In response to a statement made by the U.S. Department of Veterans Affairs Secretary Bob McDonald Comparing VA wait times to Disneyland, Paul Rieckhoff, Founder and CEO of Iraq and Afghanistan Veterans of America (IAVA) issued the following statement:

Sec. McDonald clearly chose his words poorly. But he remains a dedicated leader for veterans and a reliable partner for all VSOs.

As illustrated this week in the release of IAVA’s Annual Membership Survey, the reality is that VA continues to be a very mixed bag for veterans. Any emphasis on the high quality of care by anyone must go hand-in-hand with a recognition that poor access to care has impacted too many veterans’ lives nationwide for far too long. That’s the ground truth we see at IAVA every day.

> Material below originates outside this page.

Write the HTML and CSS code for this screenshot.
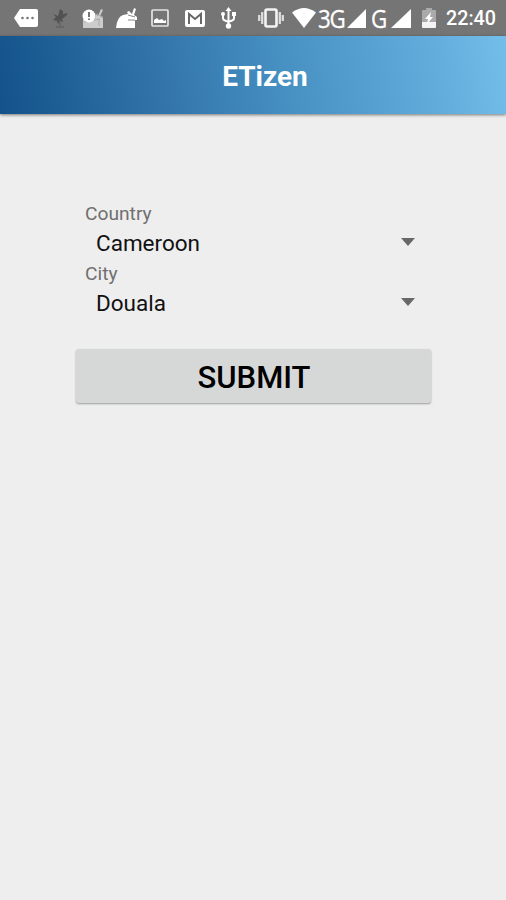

Highlights from our Member Survey about the VA include:

VA Health Care

  • 47% reported a good or very good overall experience with VA health care.
  • 24% think the VA is doing a good job on mental health; down from 38% in 2014.
  • 31% would refer a friend to the VA.
  • 54% were not familiar with the VA Choice Card program.

VA Disability Backlog

  • 79% reported waiting over 125 days to be notified of the VA claim decision.
  • 56% reported waiting over 125 days to be notified of the VA appeal decision.
  • 61% felt a financial impact while waiting on a clam.

True VA reform must be a team effort. And a failure to achieve more progress after the VA scandal is the fault of both parties and all leaders–many of whom were at the helm before and during the scandal themselves. Sec McDonald can only succeed with the full support of Congress and the White House. According to our Member Survey, none of them are doing a very good job.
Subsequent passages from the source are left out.